A word must also be offered about Bruce Willis – lambasted recently for some lazy film choices that have seen him far from challenged and even further from actual engagement, Willis is good here, offering an understated, tragicomic turn as Captain Sharp, the sheriff charged with leading the search party, who could quite easily be the geographically removed twin of Willis’ other fine comic character Ernest Menville. Like that Death Becomes Her performance, Willis plays down the star quality and paints Sharp as a slightly bumbling, completely charming fool and hopefully the sometimes Die Hard actor will explore the possibility of taking on more roles like this.

At the final evaluation, Moonrise Kingdom finds Wes Anderson in top form, playing to his strengths and trading on every characteristic of his film career to date with great success: it looks wonderful, the cast is almost universally excellent and the story is both humorous and utterly engaging on a number of levels.
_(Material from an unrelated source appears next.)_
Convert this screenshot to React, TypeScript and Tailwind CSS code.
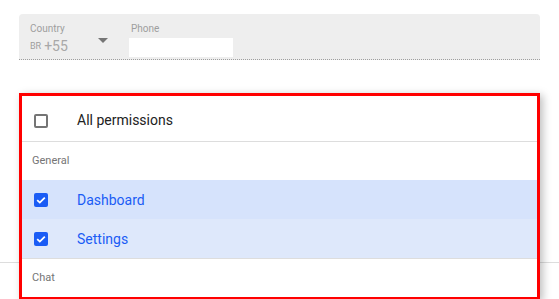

The ending might feel a little muddy, but it is still one of the best films the director has yet made, and certainly the most technically impressive in terms of his shot choices. The opening sequence in particular confirms that this is a shot-maker of serious quality.

Who says all he can do is whimsy?

The Upside: Hugely charming, and featuring both typically excellent cast performances, and some wonderful technical flourishes.

The Downside: The sexual awakening scene might be a little too graphic for some tastes, though it does serve a wider purpose.